> [Your objective]: Compute the number of lines that include the string "image", then output that number and nothing else.

================================

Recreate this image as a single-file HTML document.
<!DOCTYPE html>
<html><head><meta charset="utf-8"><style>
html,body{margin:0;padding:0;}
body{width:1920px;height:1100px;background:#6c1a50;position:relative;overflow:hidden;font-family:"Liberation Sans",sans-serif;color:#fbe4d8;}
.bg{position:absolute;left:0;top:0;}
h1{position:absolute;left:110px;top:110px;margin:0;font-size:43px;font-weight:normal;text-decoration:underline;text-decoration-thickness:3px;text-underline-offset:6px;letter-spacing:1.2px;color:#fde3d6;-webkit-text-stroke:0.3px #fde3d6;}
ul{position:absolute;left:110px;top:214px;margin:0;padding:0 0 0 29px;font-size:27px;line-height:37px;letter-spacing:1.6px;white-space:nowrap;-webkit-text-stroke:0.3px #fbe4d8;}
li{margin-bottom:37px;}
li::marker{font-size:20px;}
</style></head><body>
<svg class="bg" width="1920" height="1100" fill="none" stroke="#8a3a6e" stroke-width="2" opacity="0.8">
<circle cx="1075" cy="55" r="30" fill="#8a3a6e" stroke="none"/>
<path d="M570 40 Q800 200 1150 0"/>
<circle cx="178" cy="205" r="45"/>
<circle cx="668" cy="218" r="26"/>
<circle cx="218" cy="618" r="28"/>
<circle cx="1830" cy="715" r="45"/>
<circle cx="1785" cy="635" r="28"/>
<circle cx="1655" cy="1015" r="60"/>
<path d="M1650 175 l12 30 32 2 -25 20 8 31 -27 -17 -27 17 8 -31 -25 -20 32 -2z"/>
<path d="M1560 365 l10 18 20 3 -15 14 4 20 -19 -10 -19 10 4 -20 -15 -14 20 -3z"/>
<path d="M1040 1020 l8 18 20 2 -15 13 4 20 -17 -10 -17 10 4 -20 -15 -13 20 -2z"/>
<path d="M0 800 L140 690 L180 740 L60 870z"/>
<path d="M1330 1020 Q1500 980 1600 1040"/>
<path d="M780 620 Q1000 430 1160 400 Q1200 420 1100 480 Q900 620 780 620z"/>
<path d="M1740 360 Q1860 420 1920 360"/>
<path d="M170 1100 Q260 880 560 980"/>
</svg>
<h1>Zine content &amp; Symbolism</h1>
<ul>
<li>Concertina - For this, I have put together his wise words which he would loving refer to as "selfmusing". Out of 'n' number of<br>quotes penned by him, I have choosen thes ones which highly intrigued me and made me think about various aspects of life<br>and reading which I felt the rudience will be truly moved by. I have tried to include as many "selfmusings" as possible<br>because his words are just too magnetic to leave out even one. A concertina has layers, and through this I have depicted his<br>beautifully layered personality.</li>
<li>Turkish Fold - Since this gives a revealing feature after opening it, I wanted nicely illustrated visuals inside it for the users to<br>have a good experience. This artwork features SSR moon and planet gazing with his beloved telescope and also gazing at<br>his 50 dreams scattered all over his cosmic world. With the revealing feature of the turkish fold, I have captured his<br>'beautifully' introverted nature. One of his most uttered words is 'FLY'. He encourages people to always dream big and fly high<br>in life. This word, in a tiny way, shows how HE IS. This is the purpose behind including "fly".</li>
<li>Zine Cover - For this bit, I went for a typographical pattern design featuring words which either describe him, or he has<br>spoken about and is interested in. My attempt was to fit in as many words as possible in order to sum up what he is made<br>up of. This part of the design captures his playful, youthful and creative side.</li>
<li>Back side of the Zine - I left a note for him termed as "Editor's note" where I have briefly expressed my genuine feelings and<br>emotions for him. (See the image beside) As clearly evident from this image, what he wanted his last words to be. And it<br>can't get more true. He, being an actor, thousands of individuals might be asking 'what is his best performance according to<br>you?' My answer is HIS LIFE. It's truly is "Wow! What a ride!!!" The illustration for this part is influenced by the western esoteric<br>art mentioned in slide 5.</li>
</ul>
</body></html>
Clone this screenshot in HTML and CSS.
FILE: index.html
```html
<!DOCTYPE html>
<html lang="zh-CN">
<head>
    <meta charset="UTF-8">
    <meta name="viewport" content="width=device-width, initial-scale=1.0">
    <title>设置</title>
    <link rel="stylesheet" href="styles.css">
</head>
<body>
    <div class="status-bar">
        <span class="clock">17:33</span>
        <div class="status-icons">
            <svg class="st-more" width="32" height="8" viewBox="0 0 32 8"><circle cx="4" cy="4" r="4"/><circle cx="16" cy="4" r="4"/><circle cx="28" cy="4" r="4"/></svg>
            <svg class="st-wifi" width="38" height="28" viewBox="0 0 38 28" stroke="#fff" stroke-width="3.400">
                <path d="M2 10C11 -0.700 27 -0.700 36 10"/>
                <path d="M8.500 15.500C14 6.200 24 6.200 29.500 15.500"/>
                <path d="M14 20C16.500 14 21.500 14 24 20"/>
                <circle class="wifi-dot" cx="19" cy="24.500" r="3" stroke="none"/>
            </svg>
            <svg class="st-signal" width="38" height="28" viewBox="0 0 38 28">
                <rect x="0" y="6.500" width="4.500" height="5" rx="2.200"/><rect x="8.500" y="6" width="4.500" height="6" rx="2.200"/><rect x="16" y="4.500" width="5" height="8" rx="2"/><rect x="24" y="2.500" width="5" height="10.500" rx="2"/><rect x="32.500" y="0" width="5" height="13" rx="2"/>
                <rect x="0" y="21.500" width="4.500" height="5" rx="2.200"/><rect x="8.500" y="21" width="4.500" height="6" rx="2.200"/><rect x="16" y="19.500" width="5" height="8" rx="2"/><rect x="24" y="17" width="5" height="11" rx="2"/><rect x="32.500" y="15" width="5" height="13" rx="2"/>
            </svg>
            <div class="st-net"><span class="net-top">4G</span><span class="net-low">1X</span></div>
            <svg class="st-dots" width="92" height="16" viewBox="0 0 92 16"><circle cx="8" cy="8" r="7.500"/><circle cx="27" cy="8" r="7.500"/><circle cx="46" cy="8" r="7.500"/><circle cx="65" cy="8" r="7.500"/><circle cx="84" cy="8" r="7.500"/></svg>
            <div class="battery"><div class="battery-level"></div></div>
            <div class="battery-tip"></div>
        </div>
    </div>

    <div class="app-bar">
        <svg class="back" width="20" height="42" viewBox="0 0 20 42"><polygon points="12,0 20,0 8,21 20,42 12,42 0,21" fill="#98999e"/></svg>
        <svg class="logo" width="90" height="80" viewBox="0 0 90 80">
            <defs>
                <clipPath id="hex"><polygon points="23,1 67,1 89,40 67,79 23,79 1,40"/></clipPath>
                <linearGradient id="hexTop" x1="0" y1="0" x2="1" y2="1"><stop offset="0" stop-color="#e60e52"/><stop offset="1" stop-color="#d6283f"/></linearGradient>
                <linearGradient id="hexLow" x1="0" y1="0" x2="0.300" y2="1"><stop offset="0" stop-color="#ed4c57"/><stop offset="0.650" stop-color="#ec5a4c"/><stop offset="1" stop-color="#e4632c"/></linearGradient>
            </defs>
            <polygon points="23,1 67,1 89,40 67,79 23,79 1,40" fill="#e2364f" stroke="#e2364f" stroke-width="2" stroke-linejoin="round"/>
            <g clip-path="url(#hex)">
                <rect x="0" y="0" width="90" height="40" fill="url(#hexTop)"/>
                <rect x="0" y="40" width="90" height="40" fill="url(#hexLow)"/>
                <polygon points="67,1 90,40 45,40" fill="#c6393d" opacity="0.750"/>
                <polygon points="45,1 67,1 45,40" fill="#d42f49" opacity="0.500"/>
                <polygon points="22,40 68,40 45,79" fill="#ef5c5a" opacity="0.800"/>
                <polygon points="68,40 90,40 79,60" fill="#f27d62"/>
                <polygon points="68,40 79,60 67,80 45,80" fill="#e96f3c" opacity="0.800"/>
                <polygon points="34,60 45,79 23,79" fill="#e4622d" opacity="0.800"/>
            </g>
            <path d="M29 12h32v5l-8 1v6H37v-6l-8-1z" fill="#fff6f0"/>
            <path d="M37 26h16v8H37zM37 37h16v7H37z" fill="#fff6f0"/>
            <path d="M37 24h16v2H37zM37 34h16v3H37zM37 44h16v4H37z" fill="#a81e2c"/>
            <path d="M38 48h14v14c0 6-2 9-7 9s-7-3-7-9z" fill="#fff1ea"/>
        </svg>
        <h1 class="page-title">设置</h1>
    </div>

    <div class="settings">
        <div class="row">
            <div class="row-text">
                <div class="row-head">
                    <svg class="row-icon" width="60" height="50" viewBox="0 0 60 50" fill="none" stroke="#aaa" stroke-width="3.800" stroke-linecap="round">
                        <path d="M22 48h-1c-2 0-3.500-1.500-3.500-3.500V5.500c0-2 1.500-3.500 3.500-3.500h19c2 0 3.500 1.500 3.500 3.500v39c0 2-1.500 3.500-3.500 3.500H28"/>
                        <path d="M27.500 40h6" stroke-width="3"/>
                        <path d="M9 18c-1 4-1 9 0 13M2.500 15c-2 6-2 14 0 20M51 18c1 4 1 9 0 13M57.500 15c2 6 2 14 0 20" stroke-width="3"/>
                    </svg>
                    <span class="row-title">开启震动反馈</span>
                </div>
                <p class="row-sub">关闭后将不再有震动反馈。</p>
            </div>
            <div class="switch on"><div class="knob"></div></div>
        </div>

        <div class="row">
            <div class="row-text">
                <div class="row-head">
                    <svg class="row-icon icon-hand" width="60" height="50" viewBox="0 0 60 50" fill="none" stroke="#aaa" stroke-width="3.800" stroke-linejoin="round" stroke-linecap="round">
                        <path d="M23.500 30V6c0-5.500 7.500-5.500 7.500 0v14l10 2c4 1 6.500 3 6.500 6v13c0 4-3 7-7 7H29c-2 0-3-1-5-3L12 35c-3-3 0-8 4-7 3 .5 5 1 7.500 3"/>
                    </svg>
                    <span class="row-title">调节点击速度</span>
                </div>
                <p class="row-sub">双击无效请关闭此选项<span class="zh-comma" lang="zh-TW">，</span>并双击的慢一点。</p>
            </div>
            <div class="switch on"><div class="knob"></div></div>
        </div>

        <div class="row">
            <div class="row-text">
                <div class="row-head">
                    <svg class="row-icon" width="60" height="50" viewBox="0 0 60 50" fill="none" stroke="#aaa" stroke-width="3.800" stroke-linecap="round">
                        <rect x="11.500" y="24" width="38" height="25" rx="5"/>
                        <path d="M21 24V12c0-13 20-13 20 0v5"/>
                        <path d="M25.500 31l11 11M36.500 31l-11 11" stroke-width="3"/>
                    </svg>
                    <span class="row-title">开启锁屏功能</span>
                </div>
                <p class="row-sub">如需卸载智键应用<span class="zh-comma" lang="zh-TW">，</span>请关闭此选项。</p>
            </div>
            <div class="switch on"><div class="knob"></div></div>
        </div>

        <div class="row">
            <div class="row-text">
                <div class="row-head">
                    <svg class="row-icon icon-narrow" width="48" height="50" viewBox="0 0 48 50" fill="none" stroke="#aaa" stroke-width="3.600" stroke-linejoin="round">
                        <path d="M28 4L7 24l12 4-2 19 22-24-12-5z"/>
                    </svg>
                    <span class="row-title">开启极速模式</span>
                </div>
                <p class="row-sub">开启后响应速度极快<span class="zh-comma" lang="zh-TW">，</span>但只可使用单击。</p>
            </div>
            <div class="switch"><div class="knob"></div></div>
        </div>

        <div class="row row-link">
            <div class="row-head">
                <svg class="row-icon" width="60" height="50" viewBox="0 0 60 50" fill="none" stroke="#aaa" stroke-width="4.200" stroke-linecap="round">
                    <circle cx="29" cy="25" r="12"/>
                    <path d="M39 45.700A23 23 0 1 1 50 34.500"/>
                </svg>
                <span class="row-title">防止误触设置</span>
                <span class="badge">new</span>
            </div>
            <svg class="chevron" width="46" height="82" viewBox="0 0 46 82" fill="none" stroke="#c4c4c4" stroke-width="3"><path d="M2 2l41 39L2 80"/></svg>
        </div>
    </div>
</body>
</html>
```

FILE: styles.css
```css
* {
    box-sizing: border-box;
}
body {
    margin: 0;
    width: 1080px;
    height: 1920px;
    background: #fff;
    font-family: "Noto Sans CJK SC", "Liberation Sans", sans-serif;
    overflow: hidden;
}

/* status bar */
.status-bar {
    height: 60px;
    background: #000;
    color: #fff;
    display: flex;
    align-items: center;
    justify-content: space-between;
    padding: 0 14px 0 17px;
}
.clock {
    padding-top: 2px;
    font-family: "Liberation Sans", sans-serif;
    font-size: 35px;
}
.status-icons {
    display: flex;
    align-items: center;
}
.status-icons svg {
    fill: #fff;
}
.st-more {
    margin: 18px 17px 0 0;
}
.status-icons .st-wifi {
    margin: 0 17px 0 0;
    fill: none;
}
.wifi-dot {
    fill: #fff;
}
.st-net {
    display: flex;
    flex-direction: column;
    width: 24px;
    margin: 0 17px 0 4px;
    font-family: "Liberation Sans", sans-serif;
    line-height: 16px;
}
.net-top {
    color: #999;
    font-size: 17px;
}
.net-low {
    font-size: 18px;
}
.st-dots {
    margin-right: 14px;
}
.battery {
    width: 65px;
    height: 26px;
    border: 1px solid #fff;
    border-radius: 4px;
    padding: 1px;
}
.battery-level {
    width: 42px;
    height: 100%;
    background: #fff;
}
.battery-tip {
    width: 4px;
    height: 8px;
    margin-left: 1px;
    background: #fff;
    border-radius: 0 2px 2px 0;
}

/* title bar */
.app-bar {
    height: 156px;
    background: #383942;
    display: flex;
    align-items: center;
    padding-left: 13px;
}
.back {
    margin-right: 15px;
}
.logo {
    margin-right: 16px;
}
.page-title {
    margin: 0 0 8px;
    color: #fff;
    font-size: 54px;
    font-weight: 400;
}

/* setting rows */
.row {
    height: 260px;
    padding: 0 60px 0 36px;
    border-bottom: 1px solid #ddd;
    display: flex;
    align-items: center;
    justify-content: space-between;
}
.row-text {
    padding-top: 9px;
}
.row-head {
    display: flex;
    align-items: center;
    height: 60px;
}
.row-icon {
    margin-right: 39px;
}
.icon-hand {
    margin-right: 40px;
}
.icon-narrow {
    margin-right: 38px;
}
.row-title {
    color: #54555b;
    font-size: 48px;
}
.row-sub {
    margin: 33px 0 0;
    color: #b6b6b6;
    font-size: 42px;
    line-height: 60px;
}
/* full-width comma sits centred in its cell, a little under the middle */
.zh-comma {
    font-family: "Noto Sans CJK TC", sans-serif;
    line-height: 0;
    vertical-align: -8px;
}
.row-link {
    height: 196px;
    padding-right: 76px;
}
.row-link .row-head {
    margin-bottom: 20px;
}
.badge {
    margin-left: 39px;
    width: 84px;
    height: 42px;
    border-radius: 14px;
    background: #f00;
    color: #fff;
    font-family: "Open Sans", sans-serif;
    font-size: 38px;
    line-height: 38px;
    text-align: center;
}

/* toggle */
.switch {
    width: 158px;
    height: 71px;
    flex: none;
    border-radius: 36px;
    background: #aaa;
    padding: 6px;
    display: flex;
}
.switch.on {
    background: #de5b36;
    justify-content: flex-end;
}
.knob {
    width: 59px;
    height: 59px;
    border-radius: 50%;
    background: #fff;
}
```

================================

> [Output for this task]: 2